Commentary on Mishra et al. (2010): Transcranial magnetic stimulation effects on craving: impressive therapy or therapeutic impressions?
Article first published online: 14 DEC 2009
© 2010 Society for the Study of Addiction. No claim to original US government works
Volume 105, Issue 1, page 56, January 2010
How to Cite
TRAFTON, J. A. (2010), Commentary on Mishra et al. (2010): Transcranial magnetic stimulation effects on craving: impressive therapy or therapeutic impressions?. Addiction, 105: 56. doi: 10.1111/j.1360-0443.2009.02835.x
- Issue published online: 14 DEC 2009
- Article first published online: 14 DEC 2009
- study design
With their clinical trial of repetitive transcranial magnetic stimulation (TMS) of the dorsolateral prefrontal cortex, Mishra and colleagues unveil an exciting, novel, high-tech approach to the treatment of alcohol dependence . Ten daily sessions of TMS reduced alcohol craving during the month following treatment in patients who received active versus sham TMS. The exact mechanisms of this treatment (i.e. its impact on circuits, neural firing patterns and plasticity, and addiction processes) are unclear, but biologically plausible. Promising to validate undeniably Alan Leshner's credo that ‘addiction is a brain disease’ to the world, this early clinical trial will rightfully generate interest and excitement .

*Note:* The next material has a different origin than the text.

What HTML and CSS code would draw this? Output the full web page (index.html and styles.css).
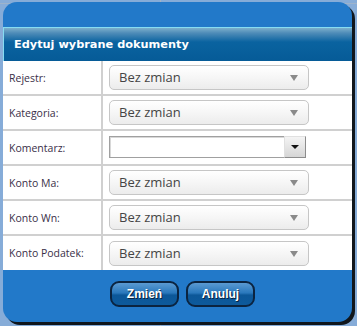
FILE: index.html
```html
<!DOCTYPE html>
<html>
<head>
    <meta charset="utf-8" />
    <title>Edytuj wybrane dokumenty</title>
    <link rel="stylesheet" href="styles.css">
</head>
<body>
<div class="dlg">
    <div class="dlg-top"></div>
    <div class="dlg-head">Edytuj wybrane dokumenty</div>
    <div class="dlg-body">
        <div class="row">
            <div class="lbl">Rejestr:</div>
            <div class="fld"><div class="sel">Bez zmian<span class="arr"></span></div></div>
        </div>
        <div class="row">
            <div class="lbl">Kategoria:</div>
            <div class="fld"><div class="sel">Bez zmian<span class="arr"></span></div></div>
        </div>
        <div class="row">
            <div class="lbl">Komentarz:</div>
            <div class="fld">
                <div class="combo"><input type="text" /><span class="cbtn"><span class="carr"></span></span></div>
            </div>
        </div>
        <div class="row">
            <div class="lbl">Konto Ma:</div>
            <div class="fld"><div class="sel">Bez zmian<span class="arr"></span></div></div>
        </div>
        <div class="row">
            <div class="lbl">Konto Wn:</div>
            <div class="fld"><div class="sel">Bez zmian<span class="arr"></span></div></div>
        </div>
        <div class="row last">
            <div class="lbl">Konto Podatek:</div>
            <div class="fld"><div class="sel">Bez zmian<span class="arr"></span></div></div>
        </div>
    </div>
    <div class="dlg-foot">
        <button class="btn">Zmień</button>
        <button class="btn">Anuluj</button>
    </div>
</div>
</body>
</html>
```

FILE: styles.css
```css
/*reset*/
body,div{margin:0; padding:0;}

body{
    width:357px; height:326px; overflow:hidden;
    background:#86acd8;
    background-image:
        linear-gradient(to right, transparent 160px, #a4b4c4 160px, #a4b4c4 161px, transparent 161px),
        linear-gradient(to bottom, transparent 3px, #9db3cb 3px, #9db3cb 4px, transparent 4px);
    font-family:"Open Sans","Noto Sans",sans-serif;
}

/*okno*/
.dlg{
    width:349px; height:320px;
    margin:2px 0 0 3px;
    background:#2279c9;
    border-radius:14px;
    box-shadow:3px 3px 0 #10161c;
    display:flex; flex-direction:column;
    overflow:hidden;
}
.dlg-top{height:25px; flex:none;}
.dlg-head{
    height:33px; flex:none;
    border-top:1px solid #86dcf2;
    border-left:1px solid #86dcf2;
    background:linear-gradient(to bottom, #7cb0cc 0, #4f8cb8 5px, #0a63a0 14px, #065b97 100%);
    color:#fff;
    font:bold 11.3px "DejaVu Sans",Verdana,sans-serif;
    line-height:34px;
    padding-left:10px;
}
.dlg-body{background:#fff; flex:none;}

.row{display:flex; height:33px; border-bottom:2px solid #d0d0d0;}
.row.last{border-bottom:none; height:34px;}
.lbl{
    width:100px; flex:none; box-sizing:border-box;
    border-right:2px solid #d0d0d0;
    padding-left:6px;
    font-size:10.5px; color:#3a2f48;
    display:flex; align-items:center;
}
.fld{flex:1; display:flex; align-items:center; padding-left:6px;}

.sel{
    position:relative;
    width:189px; height:23px;
    border:1px solid #c6c6c6; border-radius:5px;
    background:linear-gradient(to bottom, #ffffff 0, #f6f6f6 50%, #ececec 100%);
    padding-left:9px;
    font-size:13px; color:#444; line-height:23px;
}
.arr{
    position:absolute; right:10px; top:9px;
    border-left:4px solid transparent; border-right:4px solid transparent;
    border-top:6px solid #8a8a8a;
}

.combo{display:flex; height:22px; margin-top:-1px;}
.combo input{
    width:175px; height:22px; box-sizing:border-box; margin:0;
    border:1px solid #a0a0a0; border-right:none;
    box-shadow:inset 1px 1px 0 #d8d8d8;
    background:#fff;
}
.cbtn{
    width:22px; height:22px; box-sizing:border-box;
    border:1px solid #8c8c8c;
    border-top-color:#e0e0e0; border-left-color:#e0e0e0;
    background:linear-gradient(to bottom, #f4f4f4, #d6d6d6);
    display:flex; align-items:center; justify-content:center;
}
.carr{
    border-left:4px solid transparent; border-right:4px solid transparent;
    border-top:4px solid #111;
}

/*przyciski*/
.dlg-foot{flex:1; display:flex; justify-content:center; gap:7px; padding:11px 0 0 10px;}
.btn{
    width:69px; height:26px;
    border:2px solid #0b2440; border-radius:9px;
    background:linear-gradient(to bottom, #5a9ad2 0, #2a78bc 45%, #0c5798 55%, #0d5a9c 100%);
    color:#fff;
    font:bold 12px "Liberation Sans",Arial,sans-serif;
    text-shadow:1px 1px 0 #0b2440;
    padding:0;
}
```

Nevertheless, these same features of the intervention (i.e. involving a large, fancy machine that produces obvious effects on the brain) also make it the perfect placebo, and should temper our enthusiasm until follow-up studies are conducted. The fact that the main effects of the intervention were on craving, a subjective experience, with only non-significant trends towards change in objective behavioral measures, raises suspicion. We know that subjective symptoms, such as pain, and their associated brain activity are highly susceptible to modulation by placebo, suggestion and cognitive reframing (e.g. [3,4]) and pain and drug craving are generated by shared neural circuits . Craving is the substance use outcome for which we should expect the most robust placebo effects.
Placebo is considered most often in medication trials, but impressive-seeming technology can also produce dramatic placebo effects. For example, demonstrating the power of technological placebo, Goldring and colleagues  produced a more than 30-point drop in blood pressure, symptomatic improvement and even behavioral changes in hypertensive subjects using an utterly fake, but impressive-appearing ‘electron gun’-based therapy delivered by a sympathetic nurse. The ‘electron gun’ consisted of a cone pointed at subjects' hearts, attached to a large metal coil that glowed red, crackled and emitted sparks, and an oscilloscope displaying wave patterns. With its clearly perceptible effects, it seems likely that TMS would be capable of inducing similarly powerful placebo effects.
Given these concerns, it will be crucial that carefully controlled follow-up studies are conducted to both prove the efficacy of this new intervention and delineate the mechanism underlying its impact. Future studies must compare the effectiveness of TMS of the right dorsolateral prefrontal cortex to TMS of other brain sites not believed to be involved in addictive behavior. This will not only demonstrate the site specificity of the effect and provide hints at mechanism, but also blind participants more truly to their treatment assignment and control for placebo effects. As the authors honestly relate, sensations produced by sham TMS were mild compared to actual TMS. Cleaning up elements of the clinical trial will also increase confidence in the intervention; follow-up trials will need to be strictly randomized, and the background treatment standardized. The poorly described and individualized use of a mix of evidence-based and non-evidence-based pharmacotherapies for alcohol use in this trial could have biased results, for example. This study opens the door for new approaches to treatment for addictive disorders, but begs for additional study to replicate findings, assess effects on drinking behavior, validate that TMS is the active component of the intervention and determine mechanism.